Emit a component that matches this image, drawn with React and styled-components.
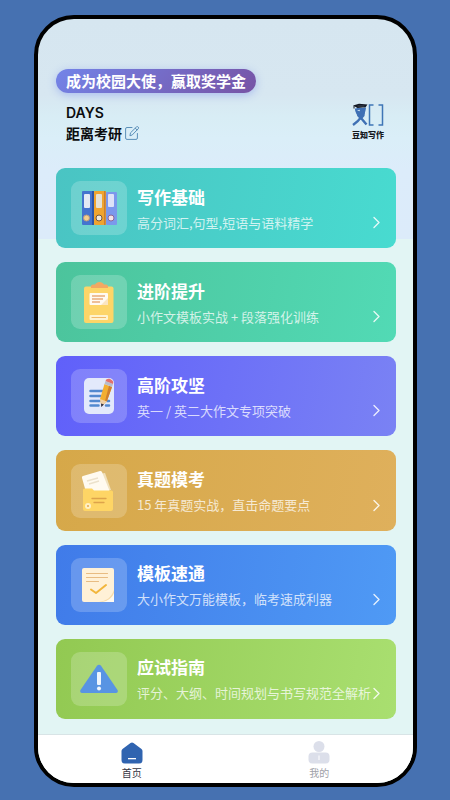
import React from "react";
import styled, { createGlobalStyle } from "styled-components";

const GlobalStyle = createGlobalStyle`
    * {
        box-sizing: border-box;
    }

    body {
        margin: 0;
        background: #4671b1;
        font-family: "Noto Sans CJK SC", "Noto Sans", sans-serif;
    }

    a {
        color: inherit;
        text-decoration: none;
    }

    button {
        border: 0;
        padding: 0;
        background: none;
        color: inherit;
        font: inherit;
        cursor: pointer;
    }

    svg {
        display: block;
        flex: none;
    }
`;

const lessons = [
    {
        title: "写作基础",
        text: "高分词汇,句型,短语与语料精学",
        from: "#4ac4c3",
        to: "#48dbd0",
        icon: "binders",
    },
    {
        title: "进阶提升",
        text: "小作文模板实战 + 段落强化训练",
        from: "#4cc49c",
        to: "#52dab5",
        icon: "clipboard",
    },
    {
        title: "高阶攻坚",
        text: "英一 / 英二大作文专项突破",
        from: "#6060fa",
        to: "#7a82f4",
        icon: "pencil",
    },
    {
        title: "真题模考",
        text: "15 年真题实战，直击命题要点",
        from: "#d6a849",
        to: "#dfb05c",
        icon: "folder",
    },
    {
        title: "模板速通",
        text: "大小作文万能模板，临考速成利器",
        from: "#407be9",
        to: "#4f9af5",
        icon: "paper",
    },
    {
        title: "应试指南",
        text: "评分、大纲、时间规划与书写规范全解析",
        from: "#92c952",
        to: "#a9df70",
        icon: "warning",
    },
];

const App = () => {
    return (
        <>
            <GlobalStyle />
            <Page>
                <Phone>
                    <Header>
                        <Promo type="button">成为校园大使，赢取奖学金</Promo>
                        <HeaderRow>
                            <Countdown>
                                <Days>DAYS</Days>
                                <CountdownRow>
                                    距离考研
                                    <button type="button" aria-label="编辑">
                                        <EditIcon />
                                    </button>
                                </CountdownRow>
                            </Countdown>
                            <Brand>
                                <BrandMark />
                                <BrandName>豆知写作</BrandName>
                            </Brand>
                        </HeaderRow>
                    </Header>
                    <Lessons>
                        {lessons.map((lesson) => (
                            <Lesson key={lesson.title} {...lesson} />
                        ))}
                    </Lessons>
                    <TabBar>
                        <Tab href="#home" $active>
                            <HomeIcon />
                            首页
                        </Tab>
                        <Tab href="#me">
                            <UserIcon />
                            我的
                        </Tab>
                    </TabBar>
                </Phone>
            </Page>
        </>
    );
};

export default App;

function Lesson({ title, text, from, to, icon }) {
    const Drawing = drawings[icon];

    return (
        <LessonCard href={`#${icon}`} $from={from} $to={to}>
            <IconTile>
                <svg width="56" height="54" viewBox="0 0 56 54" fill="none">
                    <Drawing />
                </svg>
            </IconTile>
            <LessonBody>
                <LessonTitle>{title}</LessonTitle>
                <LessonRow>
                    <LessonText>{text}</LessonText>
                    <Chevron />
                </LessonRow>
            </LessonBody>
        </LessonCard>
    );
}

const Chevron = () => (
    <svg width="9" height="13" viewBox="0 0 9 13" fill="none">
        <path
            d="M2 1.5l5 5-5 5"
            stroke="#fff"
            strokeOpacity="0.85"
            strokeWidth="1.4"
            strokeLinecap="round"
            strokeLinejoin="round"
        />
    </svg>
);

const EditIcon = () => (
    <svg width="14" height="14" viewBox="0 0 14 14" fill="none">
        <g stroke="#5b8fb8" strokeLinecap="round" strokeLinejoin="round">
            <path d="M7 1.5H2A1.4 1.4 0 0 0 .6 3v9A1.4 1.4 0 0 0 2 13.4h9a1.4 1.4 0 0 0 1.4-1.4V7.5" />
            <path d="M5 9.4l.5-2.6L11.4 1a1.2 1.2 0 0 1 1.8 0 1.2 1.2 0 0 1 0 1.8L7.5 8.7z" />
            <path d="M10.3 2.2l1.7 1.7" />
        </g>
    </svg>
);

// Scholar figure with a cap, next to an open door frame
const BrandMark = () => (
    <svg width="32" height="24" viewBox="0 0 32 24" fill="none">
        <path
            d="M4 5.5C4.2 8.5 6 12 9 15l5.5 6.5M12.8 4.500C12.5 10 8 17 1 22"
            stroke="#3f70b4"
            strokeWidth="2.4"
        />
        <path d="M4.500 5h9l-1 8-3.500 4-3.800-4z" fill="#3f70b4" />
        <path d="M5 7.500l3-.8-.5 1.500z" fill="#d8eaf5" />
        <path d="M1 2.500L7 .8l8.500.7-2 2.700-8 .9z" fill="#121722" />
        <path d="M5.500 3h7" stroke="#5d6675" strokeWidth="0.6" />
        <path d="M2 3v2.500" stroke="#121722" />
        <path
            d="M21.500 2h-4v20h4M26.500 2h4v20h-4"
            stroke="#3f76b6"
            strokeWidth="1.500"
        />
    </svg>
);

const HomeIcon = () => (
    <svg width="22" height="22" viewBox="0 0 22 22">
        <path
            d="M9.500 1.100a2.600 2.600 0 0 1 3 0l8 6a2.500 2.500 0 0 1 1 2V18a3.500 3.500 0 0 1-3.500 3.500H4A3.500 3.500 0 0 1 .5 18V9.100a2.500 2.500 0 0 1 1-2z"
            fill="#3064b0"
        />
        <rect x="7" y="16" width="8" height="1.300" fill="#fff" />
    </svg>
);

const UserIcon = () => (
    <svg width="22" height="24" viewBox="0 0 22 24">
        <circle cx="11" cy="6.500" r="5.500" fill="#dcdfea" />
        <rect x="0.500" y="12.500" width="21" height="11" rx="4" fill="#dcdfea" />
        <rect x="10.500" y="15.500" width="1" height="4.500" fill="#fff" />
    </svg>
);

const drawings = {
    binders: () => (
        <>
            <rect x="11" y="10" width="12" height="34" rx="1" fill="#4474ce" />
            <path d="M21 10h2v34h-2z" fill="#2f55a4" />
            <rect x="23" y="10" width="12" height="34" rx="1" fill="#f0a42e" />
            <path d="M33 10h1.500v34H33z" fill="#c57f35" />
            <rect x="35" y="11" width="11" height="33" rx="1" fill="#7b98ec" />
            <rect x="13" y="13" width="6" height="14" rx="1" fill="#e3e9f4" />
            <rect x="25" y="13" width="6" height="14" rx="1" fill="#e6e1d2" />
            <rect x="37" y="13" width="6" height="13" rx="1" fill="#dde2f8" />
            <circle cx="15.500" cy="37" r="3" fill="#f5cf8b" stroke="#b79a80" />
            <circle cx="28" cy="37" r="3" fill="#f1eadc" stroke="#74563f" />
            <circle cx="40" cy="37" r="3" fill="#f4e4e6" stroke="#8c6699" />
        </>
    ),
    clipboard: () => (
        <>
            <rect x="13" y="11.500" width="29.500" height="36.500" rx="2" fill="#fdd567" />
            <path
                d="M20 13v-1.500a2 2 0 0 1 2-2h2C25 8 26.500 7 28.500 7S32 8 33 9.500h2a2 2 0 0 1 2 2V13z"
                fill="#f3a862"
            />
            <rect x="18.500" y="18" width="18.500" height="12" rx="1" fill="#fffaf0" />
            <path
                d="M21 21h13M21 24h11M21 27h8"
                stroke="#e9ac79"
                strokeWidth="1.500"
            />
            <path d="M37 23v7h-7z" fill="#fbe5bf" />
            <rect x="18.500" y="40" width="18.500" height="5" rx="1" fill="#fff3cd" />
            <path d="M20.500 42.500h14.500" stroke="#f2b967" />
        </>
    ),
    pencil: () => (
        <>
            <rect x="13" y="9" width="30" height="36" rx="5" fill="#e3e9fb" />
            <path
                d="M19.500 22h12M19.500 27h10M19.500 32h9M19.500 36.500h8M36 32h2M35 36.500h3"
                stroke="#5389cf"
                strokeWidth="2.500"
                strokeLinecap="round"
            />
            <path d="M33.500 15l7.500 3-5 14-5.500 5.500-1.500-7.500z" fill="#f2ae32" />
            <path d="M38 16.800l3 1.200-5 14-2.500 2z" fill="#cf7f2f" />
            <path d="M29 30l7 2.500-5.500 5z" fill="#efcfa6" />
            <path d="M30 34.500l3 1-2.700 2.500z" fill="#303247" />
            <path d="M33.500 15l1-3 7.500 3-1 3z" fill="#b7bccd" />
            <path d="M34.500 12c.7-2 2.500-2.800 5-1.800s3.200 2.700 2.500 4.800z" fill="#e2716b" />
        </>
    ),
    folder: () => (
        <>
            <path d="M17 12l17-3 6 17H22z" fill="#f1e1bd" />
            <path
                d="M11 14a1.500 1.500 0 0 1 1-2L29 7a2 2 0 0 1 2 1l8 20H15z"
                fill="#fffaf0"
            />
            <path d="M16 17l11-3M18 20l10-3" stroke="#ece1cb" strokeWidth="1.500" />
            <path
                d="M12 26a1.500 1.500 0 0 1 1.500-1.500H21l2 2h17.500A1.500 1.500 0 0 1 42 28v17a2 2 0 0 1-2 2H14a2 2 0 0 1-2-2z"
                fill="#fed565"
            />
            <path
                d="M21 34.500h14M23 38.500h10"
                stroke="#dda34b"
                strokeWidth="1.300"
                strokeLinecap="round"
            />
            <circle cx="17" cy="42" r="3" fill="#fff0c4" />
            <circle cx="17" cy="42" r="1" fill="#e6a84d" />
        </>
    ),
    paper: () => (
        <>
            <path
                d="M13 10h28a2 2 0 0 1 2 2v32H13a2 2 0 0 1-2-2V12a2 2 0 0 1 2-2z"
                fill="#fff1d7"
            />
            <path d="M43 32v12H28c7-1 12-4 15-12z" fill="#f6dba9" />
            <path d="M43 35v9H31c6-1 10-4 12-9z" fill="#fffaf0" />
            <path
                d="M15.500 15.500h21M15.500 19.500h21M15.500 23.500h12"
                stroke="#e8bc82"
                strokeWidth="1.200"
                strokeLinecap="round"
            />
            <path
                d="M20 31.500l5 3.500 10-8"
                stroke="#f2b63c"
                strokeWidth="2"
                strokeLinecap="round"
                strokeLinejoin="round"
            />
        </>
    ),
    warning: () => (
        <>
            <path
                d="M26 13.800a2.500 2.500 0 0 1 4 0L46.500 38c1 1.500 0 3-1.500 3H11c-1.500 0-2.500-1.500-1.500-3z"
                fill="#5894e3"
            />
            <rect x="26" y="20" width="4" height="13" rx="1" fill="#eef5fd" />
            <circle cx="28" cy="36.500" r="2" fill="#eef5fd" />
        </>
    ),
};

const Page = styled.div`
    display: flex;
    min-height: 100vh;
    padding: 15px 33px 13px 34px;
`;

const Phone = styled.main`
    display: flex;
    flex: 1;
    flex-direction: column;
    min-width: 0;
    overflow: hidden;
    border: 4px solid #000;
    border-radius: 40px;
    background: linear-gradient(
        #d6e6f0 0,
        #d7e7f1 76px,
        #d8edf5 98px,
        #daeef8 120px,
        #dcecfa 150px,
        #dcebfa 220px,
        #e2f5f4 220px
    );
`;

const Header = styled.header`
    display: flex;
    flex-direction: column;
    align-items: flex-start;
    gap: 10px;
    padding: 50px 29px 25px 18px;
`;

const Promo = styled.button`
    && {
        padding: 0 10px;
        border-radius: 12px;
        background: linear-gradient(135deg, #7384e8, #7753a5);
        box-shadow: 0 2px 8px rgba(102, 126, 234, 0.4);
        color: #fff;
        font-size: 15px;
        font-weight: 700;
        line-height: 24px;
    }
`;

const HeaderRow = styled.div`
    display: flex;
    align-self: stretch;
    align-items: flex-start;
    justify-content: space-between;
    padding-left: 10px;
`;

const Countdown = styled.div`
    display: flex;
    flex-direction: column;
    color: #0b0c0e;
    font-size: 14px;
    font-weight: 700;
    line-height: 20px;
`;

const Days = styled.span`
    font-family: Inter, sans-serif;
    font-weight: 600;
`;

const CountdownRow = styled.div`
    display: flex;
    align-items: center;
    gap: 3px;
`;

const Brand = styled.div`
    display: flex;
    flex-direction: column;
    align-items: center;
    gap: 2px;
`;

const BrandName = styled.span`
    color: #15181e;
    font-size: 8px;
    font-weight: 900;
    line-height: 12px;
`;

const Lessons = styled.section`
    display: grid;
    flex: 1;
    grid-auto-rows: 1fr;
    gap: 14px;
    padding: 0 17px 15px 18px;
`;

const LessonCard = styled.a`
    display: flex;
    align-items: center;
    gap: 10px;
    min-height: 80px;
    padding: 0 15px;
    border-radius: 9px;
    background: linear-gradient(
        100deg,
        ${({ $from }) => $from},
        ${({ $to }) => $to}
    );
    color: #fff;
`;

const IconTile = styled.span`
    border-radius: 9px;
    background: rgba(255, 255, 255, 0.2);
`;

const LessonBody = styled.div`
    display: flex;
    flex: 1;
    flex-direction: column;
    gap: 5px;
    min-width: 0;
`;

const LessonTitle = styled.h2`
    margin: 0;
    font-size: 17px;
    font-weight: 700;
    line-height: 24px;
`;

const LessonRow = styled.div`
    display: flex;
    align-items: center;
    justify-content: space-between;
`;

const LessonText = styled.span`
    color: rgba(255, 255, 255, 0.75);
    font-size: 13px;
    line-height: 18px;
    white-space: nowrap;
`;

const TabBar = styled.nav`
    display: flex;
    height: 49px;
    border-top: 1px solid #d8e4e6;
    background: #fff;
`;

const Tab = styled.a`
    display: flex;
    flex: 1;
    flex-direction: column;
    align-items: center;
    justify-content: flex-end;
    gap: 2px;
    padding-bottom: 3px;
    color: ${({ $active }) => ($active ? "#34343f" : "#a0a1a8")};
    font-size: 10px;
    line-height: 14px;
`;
+ + +
*Task directions*: Identify the lines of the data that contain the word "React". Copy each of them.

*Answer to the task*:
Emit a component that matches this image, drawn with React and styled-components.
import React from "react";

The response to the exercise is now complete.